▶ SHORT EXERCISE: Look through the lines below and extract each one that contains "styles".

┏━━

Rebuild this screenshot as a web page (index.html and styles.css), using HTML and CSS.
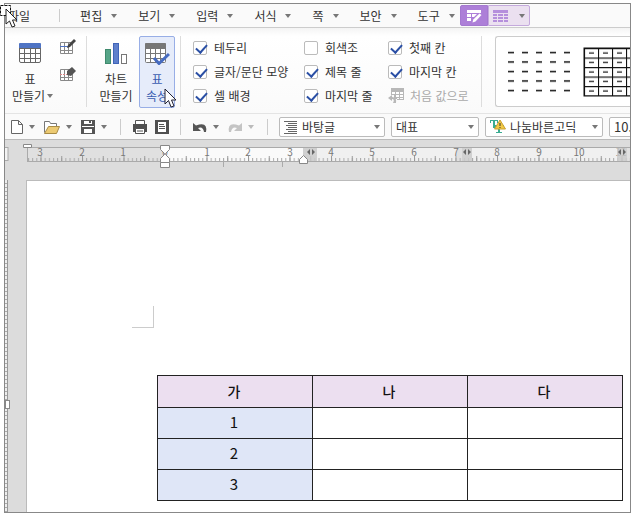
FILE: index.html
```html
<!DOCTYPE html>
<html lang="ko">
<head>
  <meta charset="UTF-8">
  <title>표 속성</title>
  <link rel="stylesheet" href="styles.css">
</head>
<body>
<div class="app">
  <!-- 메뉴 -->
  <nav class="menu">
    <button class="menu-item file">파일</button>
    <span class="menu-sep"></span>
    <button class="menu-item">편집<i class="caret"></i></button>
    <button class="menu-item">보기<i class="caret"></i></button>
    <button class="menu-item">입력<i class="caret"></i></button>
    <button class="menu-item">서식<i class="caret"></i></button>
    <button class="menu-item">쪽<i class="caret"></i></button>
    <button class="menu-item">보안<i class="caret"></i></button>
    <button class="menu-item last">도구<i class="caret"></i></button>
    <button class="tab current" aria-label="표 디자인">
      <svg width="16" height="14" viewBox="0 0 16 14">
        <path d="M1 1h14v3H1zM1 5h4v3H1zM6 5h5l-3 3H6zM1 9h4v3H1z" fill="#fff"/>
        <path d="M13.500 4.500l2 1.500-6 6.500-3 1 .8-3z" fill="#fff"/>
      </svg>
    </button>
    <button class="tab light" aria-label="표 레이아웃">
      <svg width="15" height="13" viewBox="0 0 15 13">
        <path d="M0 1h15v3H0zM0 5h4v2H0zM5 5h5v2H5zM11 5h4v2h-4zM0 8h4v2H0zM5 8h5v2H5zM11 8h4v2h-4zM0 11h4v2H0zM5 11h5v2H5zM11 11h4v2h-4z" fill="#b58fdc"/>
      </svg>
      <i class="caret"></i>
    </button>
  </nav>

  <!-- 리본 -->
  <div class="ribbon">
    <div class="group group-make">
      <button class="big">
        <svg width="24" height="24" viewBox="0 0 24 24">
          <rect x="1.500" y="2.500" width="21" height="19" rx="1.500" fill="#fff" stroke="#666"/>
          <path d="M1 7V3q0-1 1-1h20q1 0 1 1v4z" fill="#4f74c4"/>
          <path d="M1 7.500h22M1 12.500h22M1 17.500h22M6.500 7v15M12.500 7v15M17.500 7v15" stroke="#666"/>
        </svg>
        <span>표</span>
        <span class="with-caret">만들기<i class="caret"></i></span>
      </button>
      <div class="small-tools">
        <button class="tool" aria-label="표 그리기">
          <svg width="18" height="16" viewBox="0 0 18 16">
            <path d="M1.500 3.500h12v11h-12zM5.500 3v12M9.500 3v12M1 11.500h13" fill="#fff" stroke="#888"/>
            <path d="M1 7.500h8" stroke="#4f74c4"/>
            <path d="M8 9l1-3 6-6 2 2-6 6z" fill="#444"/>
          </svg>
        </button>
        <button class="tool" aria-label="표 지우개">
          <svg width="18" height="16" viewBox="0 0 18 16">
            <path d="M1.500 3.500h12v11h-12zM5.500 3v12M9.500 3v12M1 11.500h13" fill="#fff" stroke="#888"/>
            <path d="M1 8.500h8" stroke="#d88" stroke-dasharray="2 1"/>
            <path d="M8 5l5-4 4 4-5 5-4-1z" fill="#555"/>
          </svg>
        </button>
      </div>
    </div>
    <div class="group group-prop">
      <button class="big">
        <svg width="24" height="24" viewBox="0 0 24 24">
          <rect x="1.500" y="8.500" width="5" height="14" fill="#57a588" stroke="#3f8a6d"/>
          <rect x="9.500" y="2.500" width="5" height="20" fill="#5f80cc" stroke="#4065b8"/>
          <rect x="17.500" y="13.500" width="5" height="9" fill="#fff" stroke="#777"/>
        </svg>
        <span>차트</span>
        <span>만들기</span>
      </button>
      <button class="big current">
        <svg width="26" height="24" viewBox="0 0 26 24">
          <rect x="1.500" y="2.500" width="20" height="19" rx="1" fill="#fff" stroke="#777"/>
          <path d="M1 7V3q0-1 1-1h19q1 0 1 1v4z" fill="#777"/>
          <path d="M1 7.500h21M1 12.500h21M1 17.500h21M6.500 7v15M11.500 7v15M16.500 7v15" stroke="#777"/>
          <path d="M10 17l5 5.500L25 13" fill="none" stroke="#466bc0" stroke-width="3"/>
        </svg>
        <span>표</span>
        <span>속성</span>
        <svg class="pointer" width="13" height="20" viewBox="0 0 13 20">
          <path d="M1 1v15l3.500-3.500L7 19l3-1-2.500-6H12z" fill="#fff" stroke="#223"/>
        </svg>
      </button>
    </div>
    <div class="group checks">
      <label><input type="checkbox" checked>테두리</label>
      <label><input type="checkbox">회색조</label>
      <label><input type="checkbox" checked>첫째 칸</label>
      <label><input type="checkbox" checked>글자/문단 모양</label>
      <label><input type="checkbox" checked>제목 줄</label>
      <label><input type="checkbox" checked>마지막 칸</label>
      <label><input type="checkbox" checked>셀 배경</label>
      <label><input type="checkbox" checked>마지막 줄</label>
      <button class="reset" disabled>
        <svg width="16" height="16" viewBox="0 0 16 16">
          <path d="M3 0h13v12H9v-1H6V7H3z" fill="#b8b8b8"/>
          <path d="M4 4h3v2H4zM8 4h3v2H8zM12 4h3v2h-3zM8 7h3v2H8zM12 7h3v2h-3zM9 10h2v1H9zM12 10h3v1h-3z" fill="#fff"/>
          <path d="M0 10l4-3v2q5 0 4 6H5q2-4-1-4v2z" fill="#b8b8b8"/>
        </svg>처음 값으로
      </button>
    </div>
    <div class="styles">
      <svg width="160" height="70" viewBox="0 0 160 70">
        <defs>
          <pattern id="dash" x="12" y="11" width="14" height="9.500" patternUnits="userSpaceOnUse">
            <path d="M0 4.500h6" stroke="#111" stroke-width="1.500"/>
          </pattern>
          <pattern id="cell" x="88" y="11" width="14" height="9.500" patternUnits="userSpaceOnUse">
            <path d="M0 .5h14M.5 0v10" stroke="#111" stroke-width="1.200"/>
            <path d="M5 5h5" stroke="#111" stroke-width="1.200"/>
          </pattern>
        </defs>
        <rect x="12" y="11" width="63" height="48" fill="url(#dash)"/>
        <rect x="88" y="11" width="71" height="48" fill="url(#cell)" stroke="#111"/>
      </svg>
    </div>
  </div>

  <!-- 도구 모음 -->
  <div class="toolbar">
    <button class="tool" aria-label="새 문서">
      <svg width="14" height="16" viewBox="0 0 14 16">
        <path d="M1.500 1.500h7l4 4v9h-11zM8.500 1.500v4h4" fill="#fff" stroke="#666"/>
      </svg>
    </button>
    <i class="caret"></i>
    <button class="tool" aria-label="불러오기">
      <svg width="18" height="16" viewBox="0 0 18 16">
        <path d="M1.500 13.500v-11h5l1 2h6v3" fill="#fff" stroke="#777"/>
        <path d="M1.500 14.500l4-7h11l-3 7z" fill="#ecca72" stroke="#a88b45"/>
      </svg>
    </button>
    <i class="caret"></i>
    <button class="tool" aria-label="저장하기">
      <svg width="16" height="16" viewBox="0 0 16 16">
        <path d="M1 1h14v14H1z" fill="#555"/>
        <path d="M4 2h8v3H4zM2 7h12v1H2zM4 10h8v4H4z" fill="#fff"/>
        <path d="M9 2h2v2H9z" fill="#555"/>
      </svg>
    </button>
    <i class="caret"></i>
    <span class="sep"></span>
    <button class="tool" aria-label="인쇄">
      <svg width="16" height="16" viewBox="0 0 16 16">
        <path d="M3.500 5V1.500h9V5" fill="#fff" stroke="#555"/>
        <path d="M1 5h14v8H1z" fill="#505050"/>
        <path d="M3.500 9.500h9v5h-9z" fill="#fff" stroke="#505050"/>
        <path d="M5 12h6" stroke="#555"/>
      </svg>
    </button>
    <button class="tool" aria-label="미리 보기">
      <svg width="16" height="16" viewBox="0 0 16 16">
        <path d="M1 1h14v14H1z" fill="#505050"/>
        <path d="M4 3h8v10H4z" fill="#fff"/>
        <path d="M5 5.500h5M5 7.500h6M5 9.500h6" stroke="#555"/>
      </svg>
    </button>
    <span class="sep"></span>
    <button class="tool" aria-label="되돌리기">
      <svg width="16" height="16" viewBox="0 0 16 16">
        <path d="M1 4v8h8L6 9q5-2 6 4h2Q16 2 4 6.500z" fill="#555"/>
      </svg>
    </button>
    <i class="caret"></i>
    <button class="tool" aria-label="다시 실행" disabled>
      <svg width="16" height="16" viewBox="0 0 16 16">
        <path d="M15 4v8H7l3-3q-5-2-6 4H2Q0 2 12 6.500z" fill="#c4c4c4"/>
      </svg>
    </button>
    <i class="caret off"></i>
    <span class="sep"></span>
    <div class="field para">
      <svg width="14" height="14" viewBox="0 0 14 14">
        <path d="M0 1.500h13M4 3.500h9M2 5.500h11M4 7.500h9M2 9.500h11M4 11.500h9M0 13.500h13" stroke="#666"/>
      </svg>
      <select aria-label="스타일"><option>바탕글</option></select>
      <i class="caret"></i>
    </div>
    <div class="field lang">
      <select aria-label="언어"><option>대표</option></select>
      <i class="caret"></i>
    </div>
    <div class="field font">
      <svg width="16" height="15" viewBox="0 0 16 15">
        <path d="M0 1h8v3H7V2H5v7H3V2H1v2H0zM5 6h9v3h-1V8h-3v5h2v1H6v-1h2V8H5z" fill="#3bac91"/>
        <path d="M10 1l5.500 9h-11z" fill="#f3c944" stroke="#c9a030"/>
        <path d="M10 4v3M10 8v1" stroke="#333"/>
      </svg>
      <select aria-label="글꼴"><option>나눔바른고딕</option></select>
      <i class="caret"></i>
    </div>
    <div class="field size">
      <select aria-label="글자 크기"><option>10.0</option></select>
    </div>
  </div>

  <!-- 편집 창 -->
  <div class="work">
    <svg class="ruler" width="100%" height="40">
      <defs>
        <pattern id="tick" x="160" width="4.150" height="4" y="17" patternUnits="userSpaceOnUse">
          <path d="M.5 1v3" stroke="#aaa"/>
        </pattern>
        <pattern id="half" x="160" width="20.750" height="5" y="16" patternUnits="userSpaceOnUse">
          <path d="M.5 0v5" stroke="#999"/>
        </pattern>
      </defs>
      <rect x="-1" y="7.500" width="4" height="13" fill="#f4f4f4" stroke="#aaa"/>
      <rect x="22" y="7" width="100%" height="14" fill="#e0e0e0"/>
      <rect x="160" y="7" width="138" height="14" fill="#fafafa"/>
      <rect x="312" y="7" width="140" height="14" fill="#f0f0f0"/>
      <rect x="467" y="7" width="145" height="14" fill="#f0f0f0"/>
      <path d="M22 7.500h620M22 21.500h620M22.500 7v14" stroke="#aaa"/>
      <rect x="22" y="17" width="100%" height="4" fill="url(#tick)"/>
      <rect x="22" y="16" width="100%" height="5" fill="url(#half)"/>
      <path d="M218.500 22v5M277.500 22v5" stroke="#aaa"/>
      <g class="nums">
        <text x="35" y="16">3</text><text x="77" y="16">2</text><text x="118" y="16">1</text>
        <text x="160" y="16">0</text>
        <text x="202" y="16">1</text><text x="243" y="16">2</text><text x="285" y="16">3</text>
        <text x="326" y="16">4</text><text x="367" y="16">5</text><text x="409" y="16">6</text>
        <text x="451" y="16">7</text><text x="492" y="16">8</text><text x="534" y="16">9</text>
        <text x="574" y="16">10</text><text x="616" y="16">11</text>
      </g>
      <path d="M298 8h14v13h-14zM457 8h10v13h-10zM612 8h10v13h-10z" fill="#ccc" fill-opacity=".8"/>
      <path d="M305 9v6l-3-3zM307 9v6l3-3zM461 9v6l-3-3zM463 9v6l3-3zM616 9v6l-3-3zM618 9v6l3-3z" fill="#666"/>
      <path d="M18.500 4.500h8v3h-8z" fill="#fff" stroke="#888"/>
      <path d="M155.500 5.500h9v4l-4 4h-1l-4-4zM155.500 22.500v-4l4-4h1l4 4v4z" fill="#fff" stroke="#888"/>
      <path d="M155.500 22.500h9v5h-9zM294.500 19.500l4-4 4 4v4h-8z" fill="#fff" stroke="#888"/>
    </svg>
    <div class="desk">
      <div class="side-ruler"><span class="side-mark"></span></div>
      <div class="page">
        <div class="corner"></div>
        <table class="sheet">
          <thead>
            <tr><th>가</th><th>나</th><th>다</th></tr>
          </thead>
          <tbody>
            <tr><td>1</td><td></td><td></td></tr>
            <tr><td>2</td><td></td><td></td></tr>
            <tr><td>3</td><td></td><td></td></tr>
          </tbody>
        </table>
      </div>
    </div>
  </div>
  <svg class="start" width="18" height="24" viewBox="0 0 18 24">
    <path d="M.5 1.500h10v10H.5z" fill="#fff" stroke="#111" stroke-dasharray="3 1"/>
    <path d="M6 5v15l3.500-3L12 23l3-1-2.500-6H17z" fill="#fff" stroke="#222"/>
  </svg>
</div>
</body>
</html>
```

FILE: styles.css
```css
* {
  box-sizing: border-box;
}
body {
  margin: 0;
  padding: 3px 5px 8px 4px;
  background-color: #fff;
  color: #333;
  font: 12px/16px "Noto Sans CJK KR", "Noto Sans", sans-serif;
}
button, select {
  margin: 0;
  padding: 0;
  border: 0;
  background: none;
  color: inherit;
  font: inherit;
}
svg {
  display: block;
  flex: none;
}
.app {
  position: relative;
  border: 1px solid #888;
}
.caret {
  flex: none;
  border: 3px solid transparent;
  border-top: 4px solid #777;
  border-bottom: 0;
}
.caret.off {
  border-top-color: #bbb;
}

/* menu */
.menu {
  display: flex;
  align-items: center;
  height: 24px;
  border-bottom: 1px solid #ccc;
  background-color: #fafafa;
  overflow: hidden;
}
.menu-item {
  display: flex;
  flex: none;
  align-items: center;
  gap: 9px;
  margin-right: 21px;
}
.menu-item.file {
  margin: 0 29px 0 3px;
}
.menu-item.last {
  margin-right: 5px;
}
.menu-sep {
  width: 1px;
  height: 13px;
  margin-right: 20px;
  background-color: #ccc;
}
.tab {
  display: flex;
  flex: none;
  align-items: center;
  justify-content: center;
  height: 21px;
  border: 1px solid #a478d0;
}
.tab.current {
  width: 28px;
  border-radius: 2px 0 0 2px;
  background-color: #ad7fd8;
}
.tab.light {
  gap: 11px;
  width: 42px;
  border-color: #c4a9dc;
  border-radius: 0 2px 2px 0;
  background-color: #ebe0f0;
}

/* ribbon */
.ribbon {
  display: flex;
  height: 86px;
  padding: 8px 0 6px;
  border-bottom: 1px solid #e4e4e4;
  background: linear-gradient(#f4f4f4, #fff 8px, #fafafa);
  overflow: hidden;
}
.group {
  display: flex;
  flex: none;
  border-right: 1px solid #ddd;
}
.big {
  position: relative;
  display: flex;
  flex: none;
  flex-direction: column;
  align-items: center;
  width: 36px;
  height: 72px;
  padding-top: 4px;
  border: 1px solid transparent;
  border-radius: 2px;
  line-height: 17px;
  white-space: nowrap;
}
.big svg {
  margin-bottom: 5px;
}
.big.current {
  border-color: #98aee6;
  background-color: #e6ecfa;
  color: #3a5cb0;
}
.with-caret {
  display: flex;
  align-items: center;
  gap: 2px;
  margin-left: 5px;
}
.big .pointer {
  position: absolute;
  top: 51px;
  left: 24px;
  margin: 0;
}
.group-make {
  gap: 11px;
  width: 82px;
  padding-left: 7px;
}
.small-tools {
  display: flex;
  flex-direction: column;
  gap: 11px;
  padding-top: 3px;
}
.tool {
  display: flex;
  flex: none;
}
.group-prop {
  gap: 5px;
  width: 94px;
  padding-left: 11px;
}
.checks {
  display: grid;
  grid-template: repeat(3, 24px) / 111px 84px 94px;
  align-items: center;
  padding-left: 12px;
  width: 301px;
}
.checks label {
  display: flex;
  align-items: center;
  gap: 7px;
}
.checks input {
  display: grid;
  width: 14px;
  height: 14px;
  margin: 0;
  border: 1px solid #bbb;
  border-radius: 2px;
  background-color: #fff;
  appearance: none;
}
.checks input:checked::before {
  content: "";
  width: 9px;
  height: 5px;
  margin: 2px 0 0 2px;
  border: solid #2a4fa5;
  border-width: 0 0 2px 2px;
  transform: rotate(-48deg);
}
.reset {
  display: flex;
  align-items: center;
  gap: 6px;
  color: #aaa;
}
.styles {
  flex: 1;
  min-width: 0;
  margin-left: 13px;
  border: 1px solid #ccc;
  border-right: 0;
  border-radius: 3px 0 0 3px;
  background-color: #fff;
  overflow: hidden;
}

/* toolbar */
.toolbar {
  display: flex;
  align-items: center;
  height: 26px;
  padding-left: 5px;
  border-bottom: 1px solid #bbb;
  background-color: #fafafa;
  overflow: hidden;
}
.toolbar > .tool + .caret {
  margin: 0 8px 0 5px;
}
.toolbar > .tool + .tool {
  margin-left: 6px;
}
.sep {
  flex: none;
  width: 1px;
  height: 16px;
  margin: 0 11px 0 5px;
  background-color: #ccc;
}
.tool + .sep {
  margin-left: 10px;
}
.field {
  display: flex;
  flex: none;
  align-items: center;
  gap: 4px;
  height: 20px;
  margin-right: 6px;
  padding: 0 4px;
  border: 1px solid #bbb;
  border-radius: 2px;
  background-color: #fff;
}
.field select {
  flex: 1;
  min-width: 0;
  appearance: none;
}
.field.para {
  width: 106px;
}
.field.lang {
  width: 88px;
}
.field.font {
  width: 118px;
}
.field.size {
  width: 60px;
  font-size: 13px;
}

/* document */
.work {
  background-color: #dcdcdc;
  overflow: hidden;
}
.nums {
  fill: #777;
  font-size: 10px;
  text-anchor: middle;
}
.desk {
  display: flex;
}
.side-ruler {
  width: 3px;
  margin-right: 18px;
  border-right: 1px solid #999;
  background: repeating-linear-gradient(#eee 0 3px, #aaa 3px 4px);
}
.side-mark {
  display: block;
  width: 5px;
  height: 9px;
  margin-top: 220px;
  border: 1px solid #888;
  background-color: #fff;
}
.page {
  flex: 1;
  padding: 125px 7px 11px 130px;
  border-top: 1px solid #bbb;
  border-left: 1px solid #bbb;
  background-color: #fff;
}
.corner {
  width: 22px;
  height: 22px;
  margin: 0 0 47px -25px;
  border: solid #ccc;
  border-width: 0 1px 1px 0;
}
.sheet {
  width: 100%;
  border-collapse: collapse;
  table-layout: fixed;
  color: #111;
  font-size: 15px;
}
.sheet th, .sheet td {
  height: 31px;
  padding: 0 2px 2px 0;
  border: 1px solid #222;
  text-align: center;
}
.sheet th {
  height: 32px;
  background-color: #ecdff0;
  font-weight: 500;
  font-size: 14px;
}
.sheet td:first-child {
  background-color: #dfe6f7;
}
.start {
  position: absolute;
  top: 0;
  left: -5px;
}
```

┗━━

▶ FINISHED ANSWER:
Rebuild this screenshot as a web page (index.html and styles.css), using HTML and CSS.
  <link rel="stylesheet" href="styles.css">
    <div class="styles">
FILE: styles.css
.styles {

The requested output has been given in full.